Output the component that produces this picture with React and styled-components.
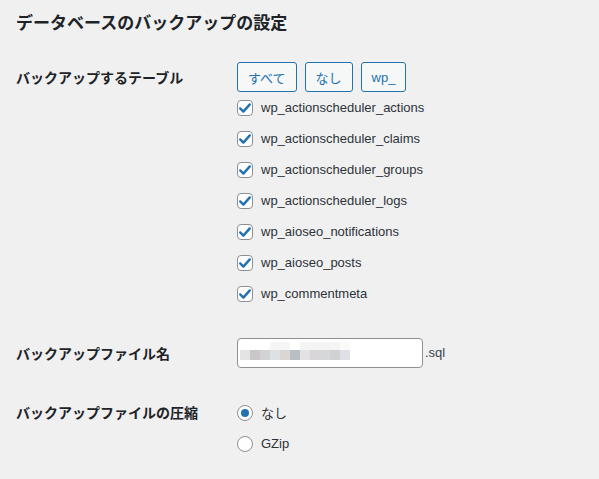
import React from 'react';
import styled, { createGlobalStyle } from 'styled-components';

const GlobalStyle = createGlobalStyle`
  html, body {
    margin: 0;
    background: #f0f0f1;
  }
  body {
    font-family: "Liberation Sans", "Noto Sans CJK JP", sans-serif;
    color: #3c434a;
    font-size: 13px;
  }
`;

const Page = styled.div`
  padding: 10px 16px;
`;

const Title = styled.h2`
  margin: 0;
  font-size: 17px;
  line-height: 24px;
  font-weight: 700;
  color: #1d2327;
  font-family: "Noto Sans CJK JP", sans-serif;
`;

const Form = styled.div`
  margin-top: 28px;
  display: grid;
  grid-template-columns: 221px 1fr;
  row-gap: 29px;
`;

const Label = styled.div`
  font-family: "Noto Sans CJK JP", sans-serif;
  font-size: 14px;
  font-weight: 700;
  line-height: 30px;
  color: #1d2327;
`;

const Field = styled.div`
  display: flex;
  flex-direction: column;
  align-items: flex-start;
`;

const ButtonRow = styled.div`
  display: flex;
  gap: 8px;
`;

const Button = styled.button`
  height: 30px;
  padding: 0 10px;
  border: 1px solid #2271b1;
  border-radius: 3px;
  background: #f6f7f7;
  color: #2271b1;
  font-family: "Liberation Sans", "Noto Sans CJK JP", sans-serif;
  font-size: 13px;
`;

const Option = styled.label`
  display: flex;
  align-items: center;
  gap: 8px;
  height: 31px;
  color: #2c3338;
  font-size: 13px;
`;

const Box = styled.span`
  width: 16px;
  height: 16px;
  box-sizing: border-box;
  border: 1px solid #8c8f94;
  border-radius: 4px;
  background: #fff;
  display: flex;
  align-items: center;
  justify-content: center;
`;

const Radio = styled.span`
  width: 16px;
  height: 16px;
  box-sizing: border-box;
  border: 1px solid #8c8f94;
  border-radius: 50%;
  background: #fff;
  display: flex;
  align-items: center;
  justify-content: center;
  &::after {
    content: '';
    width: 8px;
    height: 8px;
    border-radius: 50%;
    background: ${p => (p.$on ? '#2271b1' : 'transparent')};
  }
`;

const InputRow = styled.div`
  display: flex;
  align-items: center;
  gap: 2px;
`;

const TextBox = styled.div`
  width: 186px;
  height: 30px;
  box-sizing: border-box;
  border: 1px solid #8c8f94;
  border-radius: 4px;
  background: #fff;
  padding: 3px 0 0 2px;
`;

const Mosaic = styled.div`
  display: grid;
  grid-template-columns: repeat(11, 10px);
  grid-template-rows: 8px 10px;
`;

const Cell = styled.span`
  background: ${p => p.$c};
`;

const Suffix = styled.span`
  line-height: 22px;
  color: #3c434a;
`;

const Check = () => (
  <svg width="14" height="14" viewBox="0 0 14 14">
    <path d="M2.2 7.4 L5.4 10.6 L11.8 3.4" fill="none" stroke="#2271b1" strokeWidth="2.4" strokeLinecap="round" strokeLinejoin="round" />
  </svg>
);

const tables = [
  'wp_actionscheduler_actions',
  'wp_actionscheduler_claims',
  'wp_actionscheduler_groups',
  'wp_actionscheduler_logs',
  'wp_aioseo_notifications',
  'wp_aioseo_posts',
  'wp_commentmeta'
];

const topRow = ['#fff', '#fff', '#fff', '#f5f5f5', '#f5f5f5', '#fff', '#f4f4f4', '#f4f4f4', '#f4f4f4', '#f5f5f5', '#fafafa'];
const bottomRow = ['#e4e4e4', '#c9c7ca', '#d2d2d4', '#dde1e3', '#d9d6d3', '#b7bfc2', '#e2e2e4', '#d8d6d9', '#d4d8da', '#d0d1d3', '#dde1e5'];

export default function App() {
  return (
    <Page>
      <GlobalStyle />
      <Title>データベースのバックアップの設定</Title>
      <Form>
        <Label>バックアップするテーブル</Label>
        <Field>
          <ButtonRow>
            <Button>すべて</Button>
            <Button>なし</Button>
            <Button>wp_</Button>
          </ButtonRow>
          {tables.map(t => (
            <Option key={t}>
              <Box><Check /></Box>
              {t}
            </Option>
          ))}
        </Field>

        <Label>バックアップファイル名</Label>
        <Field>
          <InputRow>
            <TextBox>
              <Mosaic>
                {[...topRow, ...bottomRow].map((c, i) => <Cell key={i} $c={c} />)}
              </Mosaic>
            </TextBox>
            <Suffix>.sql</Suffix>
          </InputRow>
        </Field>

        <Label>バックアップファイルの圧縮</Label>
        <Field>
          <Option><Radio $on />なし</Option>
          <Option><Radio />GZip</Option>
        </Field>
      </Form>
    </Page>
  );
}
------------------------
THE EXERCISE:
Quote each line of the listing exactly, but leave the pictures out.

EXERCISE ANSWER:
Output the component that produces this picture with React and styled-components.
import React from 'react';
import styled, { createGlobalStyle } from 'styled-components';

const GlobalStyle = createGlobalStyle`
  html, body {
    margin: 0;
    background: #f0f0f1;
  }
  body {
    font-family: "Liberation Sans", "Noto Sans CJK JP", sans-serif;
    color: #3c434a;
    font-size: 13px;
  }
`;

const Page = styled.div`
  padding: 10px 16px;
`;

const Title = styled.h2`
  margin: 0;
  font-size: 17px;
  line-height: 24px;
  font-weight: 700;
  color: #1d2327;
  font-family: "Noto Sans CJK JP", sans-serif;
`;

const Form = styled.div`
  margin-top: 28px;
  display: grid;
  grid-template-columns: 221px 1fr;
  row-gap: 29px;
`;

const Label = styled.div`
  font-family: "Noto Sans CJK JP", sans-serif;
  font-size: 14px;
  font-weight: 700;
  line-height: 30px;
  color: #1d2327;
`;

const Field = styled.div`
  display: flex;
  flex-direction: column;
  align-items: flex-start;
`;

const ButtonRow = styled.div`
  display: flex;
  gap: 8px;
`;

const Button = styled.button`
  height: 30px;
  padding: 0 10px;
  border: 1px solid #2271b1;
  border-radius: 3px;
  background: #f6f7f7;
  color: #2271b1;
  font-family: "Liberation Sans", "Noto Sans CJK JP", sans-serif;
  font-size: 13px;
`;

const Option = styled.label`
  display: flex;
  align-items: center;
  gap: 8px;
  height: 31px;
  color: #2c3338;
  font-size: 13px;
`;

const Box = styled.span`
  width: 16px;
  height: 16px;
  box-sizing: border-box;
  border: 1px solid #8c8f94;
  border-radius: 4px;
  background: #fff;
  display: flex;
  align-items: center;
  justify-content: center;
`;

const Radio = styled.span`
  width: 16px;
  height: 16px;
  box-sizing: border-box;
  border: 1px solid #8c8f94;
  border-radius: 50%;
  background: #fff;
  display: flex;
  align-items: center;
  justify-content: center;
  &::after {
    content: '';
    width: 8px;
    height: 8px;
    border-radius: 50%;
    background: ${p => (p.$on ? '#2271b1' : 'transparent')};
  }
`;

const InputRow = styled.div`
  display: flex;
  align-items: center;
  gap: 2px;
`;

const TextBox = styled.div`
  width: 186px;
  height: 30px;
  box-sizing: border-box;
  border: 1px solid #8c8f94;
  border-radius: 4px;
  background: #fff;
  padding: 3px 0 0 2px;
`;

const Mosaic = styled.div`
  display: grid;
  grid-template-columns: repeat(11, 10px);
  grid-template-rows: 8px 10px;
`;

const Cell = styled.span`
  background: ${p => p.$c};
`;

const Suffix = styled.span`
  line-height: 22px;
  color: #3c434a;
`;

const Check = () => (
  <svg width="14" height="14" viewBox="0 0 14 14">
    <path d="M2.2 7.4 L5.4 10.6 L11.8 3.4" fill="none" stroke="#2271b1" strokeWidth="2.4" strokeLinecap="round" strokeLinejoin="round" />
  </svg>
);

const tables = [
  'wp_actionscheduler_actions',
  'wp_actionscheduler_claims',
  'wp_actionscheduler_groups',
  'wp_actionscheduler_logs',
  'wp_aioseo_notifications',
  'wp_aioseo_posts',
  'wp_commentmeta'
];

const topRow = ['#fff', '#fff', '#fff', '#f5f5f5', '#f5f5f5', '#fff', '#f4f4f4', '#f4f4f4', '#f4f4f4', '#f5f5f5', '#fafafa'];
const bottomRow = ['#e4e4e4', '#c9c7ca', '#d2d2d4', '#dde1e3', '#d9d6d3', '#b7bfc2', '#e2e2e4', '#d8d6d9', '#d4d8da', '#d0d1d3', '#dde1e5'];

export default function App() {
  return (
    <Page>
      <GlobalStyle />
      <Title>データベースのバックアップの設定</Title>
      <Form>
        <Label>バックアップするテーブル</Label>
        <Field>
          <ButtonRow>
            <Button>すべて</Button>
            <Button>なし</Button>
            <Button>wp_</Button>
          </ButtonRow>
          {tables.map(t => (
            <Option key={t}>
              <Box><Check /></Box>
              {t}
            </Option>
          ))}
        </Field>

        <Label>バックアップファイル名</Label>
        <Field>
          <InputRow>
            <TextBox>
              <Mosaic>
                {[...topRow, ...bottomRow].map((c, i) => <Cell key={i} $c={c} />)}
              </Mosaic>
            </TextBox>
            <Suffix>.sql</Suffix>
          </InputRow>
        </Field>

        <Label>バックアップファイルの圧縮</Label>
        <Field>
          <Option><Radio $on />なし</Option>
          <Option><Radio />GZip</Option>
        </Field>
      </Form>
    </Page>
  );
}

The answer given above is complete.